(Rows from a dataset of pages and code)
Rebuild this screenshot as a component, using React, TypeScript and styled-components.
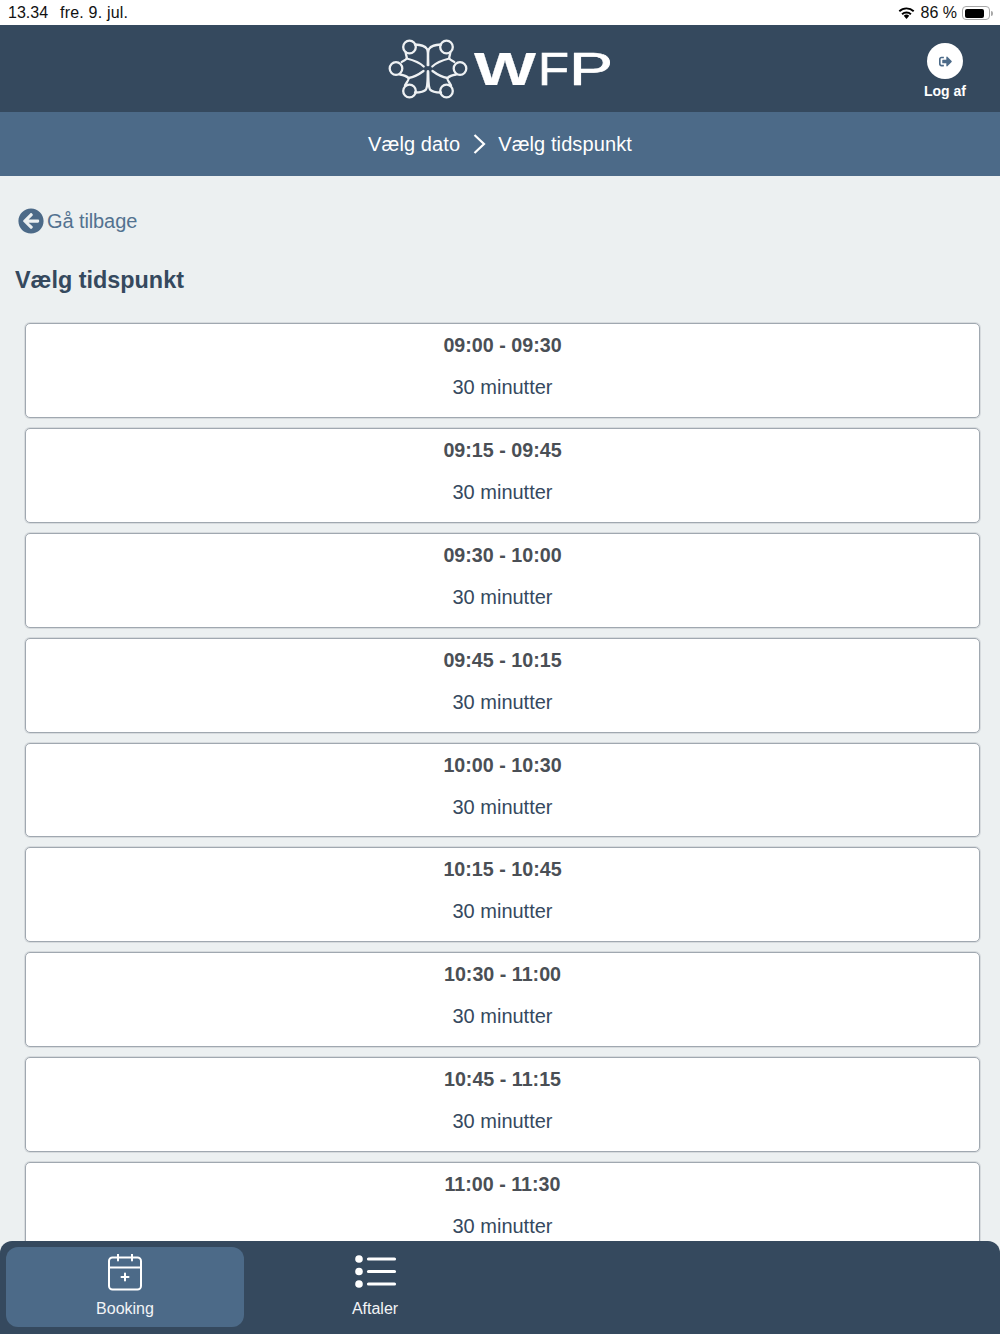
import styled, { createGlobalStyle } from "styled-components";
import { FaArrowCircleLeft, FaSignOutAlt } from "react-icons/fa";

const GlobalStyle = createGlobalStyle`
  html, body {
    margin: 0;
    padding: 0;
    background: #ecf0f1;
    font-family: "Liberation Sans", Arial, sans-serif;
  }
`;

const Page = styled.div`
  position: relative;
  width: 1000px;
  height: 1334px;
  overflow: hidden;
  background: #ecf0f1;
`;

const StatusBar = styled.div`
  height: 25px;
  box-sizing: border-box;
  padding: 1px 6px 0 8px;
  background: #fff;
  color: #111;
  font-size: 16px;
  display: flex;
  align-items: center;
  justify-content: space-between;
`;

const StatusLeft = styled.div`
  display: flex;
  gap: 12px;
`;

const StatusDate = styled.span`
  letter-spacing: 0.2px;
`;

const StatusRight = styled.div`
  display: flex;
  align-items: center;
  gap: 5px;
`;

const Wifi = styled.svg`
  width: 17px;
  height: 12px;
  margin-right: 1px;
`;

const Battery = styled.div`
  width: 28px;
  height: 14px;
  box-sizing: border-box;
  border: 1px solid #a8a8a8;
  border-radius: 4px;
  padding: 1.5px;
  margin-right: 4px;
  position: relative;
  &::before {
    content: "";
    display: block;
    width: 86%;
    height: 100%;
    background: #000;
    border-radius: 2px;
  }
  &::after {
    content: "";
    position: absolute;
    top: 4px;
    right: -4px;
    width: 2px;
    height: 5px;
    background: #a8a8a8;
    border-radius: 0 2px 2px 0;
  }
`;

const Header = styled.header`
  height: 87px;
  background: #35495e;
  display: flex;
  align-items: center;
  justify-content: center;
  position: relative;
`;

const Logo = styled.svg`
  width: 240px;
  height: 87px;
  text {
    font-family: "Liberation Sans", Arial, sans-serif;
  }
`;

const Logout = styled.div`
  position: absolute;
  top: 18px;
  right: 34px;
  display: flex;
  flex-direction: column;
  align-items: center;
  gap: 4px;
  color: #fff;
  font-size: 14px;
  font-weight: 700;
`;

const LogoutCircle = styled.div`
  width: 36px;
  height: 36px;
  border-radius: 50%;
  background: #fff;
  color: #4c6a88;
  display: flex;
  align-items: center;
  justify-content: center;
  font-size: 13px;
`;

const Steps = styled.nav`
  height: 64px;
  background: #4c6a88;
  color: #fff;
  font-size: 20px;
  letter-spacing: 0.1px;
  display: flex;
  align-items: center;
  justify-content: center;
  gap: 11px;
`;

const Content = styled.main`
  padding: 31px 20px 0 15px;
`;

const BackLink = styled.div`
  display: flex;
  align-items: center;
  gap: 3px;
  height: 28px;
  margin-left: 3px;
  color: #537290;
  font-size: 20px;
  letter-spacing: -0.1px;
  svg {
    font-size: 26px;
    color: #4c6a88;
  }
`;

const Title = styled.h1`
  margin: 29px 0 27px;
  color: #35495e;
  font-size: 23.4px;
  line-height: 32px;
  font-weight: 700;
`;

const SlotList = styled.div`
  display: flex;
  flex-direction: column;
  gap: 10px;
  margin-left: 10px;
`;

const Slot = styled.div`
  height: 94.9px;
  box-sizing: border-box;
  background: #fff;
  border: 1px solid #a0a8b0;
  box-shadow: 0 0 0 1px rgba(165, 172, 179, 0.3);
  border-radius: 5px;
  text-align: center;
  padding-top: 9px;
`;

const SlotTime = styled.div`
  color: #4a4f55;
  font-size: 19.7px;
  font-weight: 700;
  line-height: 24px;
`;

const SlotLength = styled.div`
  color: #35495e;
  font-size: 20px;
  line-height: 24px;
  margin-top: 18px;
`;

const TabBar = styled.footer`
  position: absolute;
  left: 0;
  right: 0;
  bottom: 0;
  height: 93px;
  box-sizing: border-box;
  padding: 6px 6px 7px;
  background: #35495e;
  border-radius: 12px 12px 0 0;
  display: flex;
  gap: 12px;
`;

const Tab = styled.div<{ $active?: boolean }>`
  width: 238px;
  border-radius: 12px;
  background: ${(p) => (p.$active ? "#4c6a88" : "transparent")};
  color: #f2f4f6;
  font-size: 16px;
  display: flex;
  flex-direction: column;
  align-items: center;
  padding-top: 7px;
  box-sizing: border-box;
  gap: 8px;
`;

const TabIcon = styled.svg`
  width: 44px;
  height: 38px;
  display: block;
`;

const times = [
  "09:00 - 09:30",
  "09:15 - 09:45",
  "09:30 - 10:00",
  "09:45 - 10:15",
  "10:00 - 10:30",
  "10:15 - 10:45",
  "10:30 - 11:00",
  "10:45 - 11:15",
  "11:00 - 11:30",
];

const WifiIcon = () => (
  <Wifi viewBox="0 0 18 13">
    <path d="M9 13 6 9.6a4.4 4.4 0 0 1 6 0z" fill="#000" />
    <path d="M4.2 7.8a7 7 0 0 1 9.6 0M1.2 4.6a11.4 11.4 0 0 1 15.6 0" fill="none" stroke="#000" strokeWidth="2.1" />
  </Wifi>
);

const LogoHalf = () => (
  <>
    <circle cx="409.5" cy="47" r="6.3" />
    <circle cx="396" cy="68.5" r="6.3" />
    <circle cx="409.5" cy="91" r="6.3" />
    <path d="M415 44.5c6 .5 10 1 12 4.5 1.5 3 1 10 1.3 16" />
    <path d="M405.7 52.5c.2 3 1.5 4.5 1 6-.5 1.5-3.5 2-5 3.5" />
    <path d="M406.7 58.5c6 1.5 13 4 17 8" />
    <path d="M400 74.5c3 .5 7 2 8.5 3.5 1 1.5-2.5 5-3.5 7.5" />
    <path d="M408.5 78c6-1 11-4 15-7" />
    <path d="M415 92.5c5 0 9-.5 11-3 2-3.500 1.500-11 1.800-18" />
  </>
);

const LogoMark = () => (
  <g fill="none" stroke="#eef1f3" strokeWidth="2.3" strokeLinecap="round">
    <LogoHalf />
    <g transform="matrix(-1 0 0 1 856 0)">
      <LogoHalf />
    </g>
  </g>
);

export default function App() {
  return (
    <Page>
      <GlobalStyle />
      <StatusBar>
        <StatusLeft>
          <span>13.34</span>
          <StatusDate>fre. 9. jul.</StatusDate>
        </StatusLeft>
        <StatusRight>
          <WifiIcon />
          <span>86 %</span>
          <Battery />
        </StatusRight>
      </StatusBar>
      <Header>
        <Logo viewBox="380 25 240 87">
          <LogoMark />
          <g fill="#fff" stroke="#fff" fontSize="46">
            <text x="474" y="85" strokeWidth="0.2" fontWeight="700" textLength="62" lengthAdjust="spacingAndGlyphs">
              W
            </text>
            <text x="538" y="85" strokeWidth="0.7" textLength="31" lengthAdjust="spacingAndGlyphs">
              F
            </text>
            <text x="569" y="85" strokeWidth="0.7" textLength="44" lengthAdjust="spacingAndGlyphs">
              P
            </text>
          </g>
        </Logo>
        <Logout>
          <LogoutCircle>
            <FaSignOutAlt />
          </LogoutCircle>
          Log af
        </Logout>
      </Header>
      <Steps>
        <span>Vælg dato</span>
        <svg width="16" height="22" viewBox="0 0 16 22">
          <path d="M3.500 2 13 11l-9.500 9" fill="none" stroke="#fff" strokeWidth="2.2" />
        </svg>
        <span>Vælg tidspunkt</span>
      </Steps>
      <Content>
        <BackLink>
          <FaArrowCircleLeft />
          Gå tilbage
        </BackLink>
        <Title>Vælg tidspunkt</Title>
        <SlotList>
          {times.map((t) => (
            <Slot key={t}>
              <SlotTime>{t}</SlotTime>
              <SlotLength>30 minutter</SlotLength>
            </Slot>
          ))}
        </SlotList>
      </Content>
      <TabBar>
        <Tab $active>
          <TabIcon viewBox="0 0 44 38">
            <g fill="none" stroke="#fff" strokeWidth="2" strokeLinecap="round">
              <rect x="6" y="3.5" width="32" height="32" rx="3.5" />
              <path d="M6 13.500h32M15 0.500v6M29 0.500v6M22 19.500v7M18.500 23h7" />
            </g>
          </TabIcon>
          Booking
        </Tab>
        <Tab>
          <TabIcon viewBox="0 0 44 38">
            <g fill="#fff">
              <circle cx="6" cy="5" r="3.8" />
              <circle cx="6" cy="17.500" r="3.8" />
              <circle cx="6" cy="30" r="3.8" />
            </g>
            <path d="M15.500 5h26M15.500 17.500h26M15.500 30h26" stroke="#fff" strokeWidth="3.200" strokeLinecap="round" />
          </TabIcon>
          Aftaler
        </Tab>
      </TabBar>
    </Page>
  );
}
...
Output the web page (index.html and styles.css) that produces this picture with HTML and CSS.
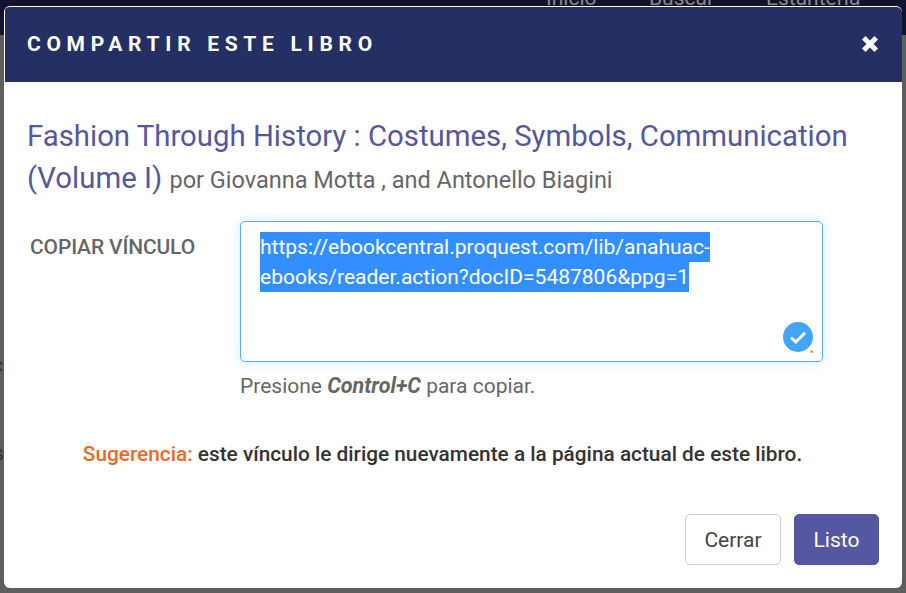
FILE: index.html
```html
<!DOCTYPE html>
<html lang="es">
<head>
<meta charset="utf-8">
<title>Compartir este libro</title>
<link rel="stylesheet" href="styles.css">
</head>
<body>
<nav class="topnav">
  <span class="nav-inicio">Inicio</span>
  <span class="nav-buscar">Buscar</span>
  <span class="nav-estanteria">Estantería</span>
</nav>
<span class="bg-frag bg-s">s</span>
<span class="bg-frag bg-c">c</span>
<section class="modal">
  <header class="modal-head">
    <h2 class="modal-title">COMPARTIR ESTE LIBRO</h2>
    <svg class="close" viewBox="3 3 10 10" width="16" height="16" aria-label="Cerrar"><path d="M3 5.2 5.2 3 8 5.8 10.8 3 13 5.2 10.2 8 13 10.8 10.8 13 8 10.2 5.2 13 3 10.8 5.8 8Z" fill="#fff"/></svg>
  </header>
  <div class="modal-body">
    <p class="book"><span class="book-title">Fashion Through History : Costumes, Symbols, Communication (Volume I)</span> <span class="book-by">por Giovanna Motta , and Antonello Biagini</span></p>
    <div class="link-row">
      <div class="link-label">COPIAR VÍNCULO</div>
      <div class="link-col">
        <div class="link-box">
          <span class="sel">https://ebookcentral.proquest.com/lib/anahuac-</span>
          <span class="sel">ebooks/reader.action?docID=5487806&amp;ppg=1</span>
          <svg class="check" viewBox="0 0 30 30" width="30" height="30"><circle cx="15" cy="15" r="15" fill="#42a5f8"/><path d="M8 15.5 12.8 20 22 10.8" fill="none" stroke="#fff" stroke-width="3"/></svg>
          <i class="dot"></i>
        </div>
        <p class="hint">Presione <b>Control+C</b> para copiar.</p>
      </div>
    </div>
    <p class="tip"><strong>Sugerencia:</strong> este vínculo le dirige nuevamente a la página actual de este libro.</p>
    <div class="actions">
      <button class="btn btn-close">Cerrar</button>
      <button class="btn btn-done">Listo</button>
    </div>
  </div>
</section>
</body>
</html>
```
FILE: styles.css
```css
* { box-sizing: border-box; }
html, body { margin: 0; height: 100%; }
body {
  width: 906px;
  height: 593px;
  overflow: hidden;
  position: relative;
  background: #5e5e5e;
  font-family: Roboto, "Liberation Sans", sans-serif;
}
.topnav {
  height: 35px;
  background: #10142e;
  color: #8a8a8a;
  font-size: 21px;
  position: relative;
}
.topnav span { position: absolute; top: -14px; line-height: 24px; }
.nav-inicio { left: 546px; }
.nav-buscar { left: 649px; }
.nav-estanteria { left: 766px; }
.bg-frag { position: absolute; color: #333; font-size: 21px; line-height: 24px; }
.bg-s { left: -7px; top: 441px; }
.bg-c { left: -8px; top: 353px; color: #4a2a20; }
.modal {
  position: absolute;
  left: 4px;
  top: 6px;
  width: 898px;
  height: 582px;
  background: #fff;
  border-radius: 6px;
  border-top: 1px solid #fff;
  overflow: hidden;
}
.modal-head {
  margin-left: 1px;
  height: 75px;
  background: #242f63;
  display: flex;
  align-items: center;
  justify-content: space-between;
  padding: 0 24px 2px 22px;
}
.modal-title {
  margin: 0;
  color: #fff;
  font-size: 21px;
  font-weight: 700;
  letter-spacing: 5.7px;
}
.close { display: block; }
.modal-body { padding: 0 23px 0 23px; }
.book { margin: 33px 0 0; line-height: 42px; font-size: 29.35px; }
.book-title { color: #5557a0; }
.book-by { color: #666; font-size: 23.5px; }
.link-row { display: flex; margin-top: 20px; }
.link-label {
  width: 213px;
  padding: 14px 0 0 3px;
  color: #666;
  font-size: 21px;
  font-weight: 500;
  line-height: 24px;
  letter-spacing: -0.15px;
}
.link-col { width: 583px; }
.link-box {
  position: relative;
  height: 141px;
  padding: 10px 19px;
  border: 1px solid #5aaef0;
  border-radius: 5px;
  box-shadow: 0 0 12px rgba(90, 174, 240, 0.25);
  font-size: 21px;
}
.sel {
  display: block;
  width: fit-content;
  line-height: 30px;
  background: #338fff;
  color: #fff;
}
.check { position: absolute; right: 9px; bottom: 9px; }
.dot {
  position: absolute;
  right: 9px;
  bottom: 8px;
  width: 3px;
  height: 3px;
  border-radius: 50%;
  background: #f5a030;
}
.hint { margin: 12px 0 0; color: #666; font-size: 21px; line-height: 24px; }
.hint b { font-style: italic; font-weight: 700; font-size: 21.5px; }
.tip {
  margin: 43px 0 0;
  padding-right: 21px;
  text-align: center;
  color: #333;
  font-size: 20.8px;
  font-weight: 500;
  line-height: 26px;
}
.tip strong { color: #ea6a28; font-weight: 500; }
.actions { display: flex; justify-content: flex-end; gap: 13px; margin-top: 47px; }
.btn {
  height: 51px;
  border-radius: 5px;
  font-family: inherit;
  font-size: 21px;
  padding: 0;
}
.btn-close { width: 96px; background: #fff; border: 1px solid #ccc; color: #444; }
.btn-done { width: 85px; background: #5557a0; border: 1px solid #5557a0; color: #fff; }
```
==
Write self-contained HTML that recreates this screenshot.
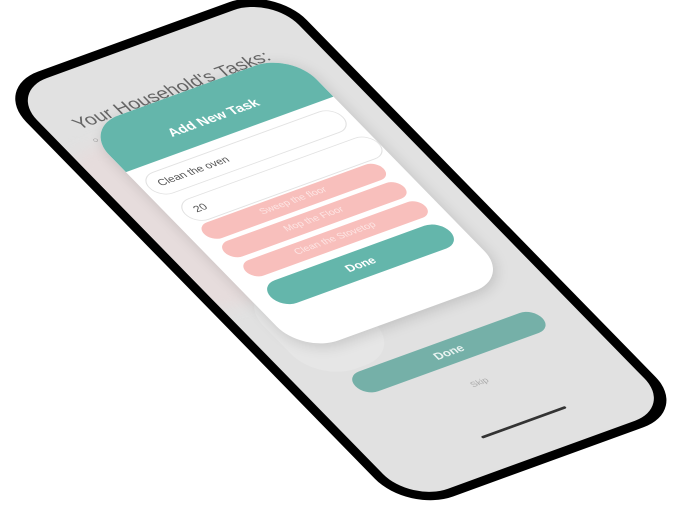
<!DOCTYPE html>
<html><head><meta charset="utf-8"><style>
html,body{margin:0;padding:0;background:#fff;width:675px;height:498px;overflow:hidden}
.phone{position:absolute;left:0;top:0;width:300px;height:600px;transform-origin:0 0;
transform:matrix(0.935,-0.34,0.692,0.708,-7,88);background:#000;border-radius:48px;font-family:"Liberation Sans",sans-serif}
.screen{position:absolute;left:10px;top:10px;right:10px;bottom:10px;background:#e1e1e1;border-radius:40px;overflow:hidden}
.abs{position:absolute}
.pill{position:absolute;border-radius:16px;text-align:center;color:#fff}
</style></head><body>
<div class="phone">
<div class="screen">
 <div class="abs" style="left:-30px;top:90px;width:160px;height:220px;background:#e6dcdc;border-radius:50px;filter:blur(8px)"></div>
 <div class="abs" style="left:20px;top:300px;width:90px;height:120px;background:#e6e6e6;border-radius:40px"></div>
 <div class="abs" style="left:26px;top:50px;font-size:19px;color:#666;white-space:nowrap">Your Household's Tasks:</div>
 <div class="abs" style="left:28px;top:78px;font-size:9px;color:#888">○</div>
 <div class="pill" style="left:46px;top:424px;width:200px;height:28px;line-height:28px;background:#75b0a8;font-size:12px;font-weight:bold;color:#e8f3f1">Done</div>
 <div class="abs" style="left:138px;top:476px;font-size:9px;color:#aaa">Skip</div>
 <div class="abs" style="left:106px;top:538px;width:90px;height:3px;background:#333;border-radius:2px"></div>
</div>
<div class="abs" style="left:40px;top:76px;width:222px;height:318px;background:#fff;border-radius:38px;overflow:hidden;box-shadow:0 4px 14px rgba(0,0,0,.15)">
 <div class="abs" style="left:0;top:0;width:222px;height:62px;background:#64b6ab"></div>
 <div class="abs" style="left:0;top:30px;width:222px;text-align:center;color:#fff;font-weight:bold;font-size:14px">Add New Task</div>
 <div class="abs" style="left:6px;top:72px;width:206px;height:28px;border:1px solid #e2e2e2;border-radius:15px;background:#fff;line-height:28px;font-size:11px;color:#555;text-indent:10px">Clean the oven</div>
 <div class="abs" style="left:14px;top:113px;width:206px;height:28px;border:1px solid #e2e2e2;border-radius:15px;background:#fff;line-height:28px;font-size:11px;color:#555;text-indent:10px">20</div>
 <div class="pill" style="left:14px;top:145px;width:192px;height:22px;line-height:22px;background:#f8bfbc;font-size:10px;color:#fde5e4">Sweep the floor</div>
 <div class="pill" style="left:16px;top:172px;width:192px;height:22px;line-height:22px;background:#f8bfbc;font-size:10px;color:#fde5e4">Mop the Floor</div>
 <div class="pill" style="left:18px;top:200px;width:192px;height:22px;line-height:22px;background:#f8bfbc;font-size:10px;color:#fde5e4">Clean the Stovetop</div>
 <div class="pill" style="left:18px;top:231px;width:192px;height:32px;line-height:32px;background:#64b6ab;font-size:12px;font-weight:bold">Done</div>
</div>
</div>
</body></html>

▸ **Stated goal**
Among the entries above, how many lines hold the string "styles"? Give the number by itself.

▸ **Result of this exercise**
3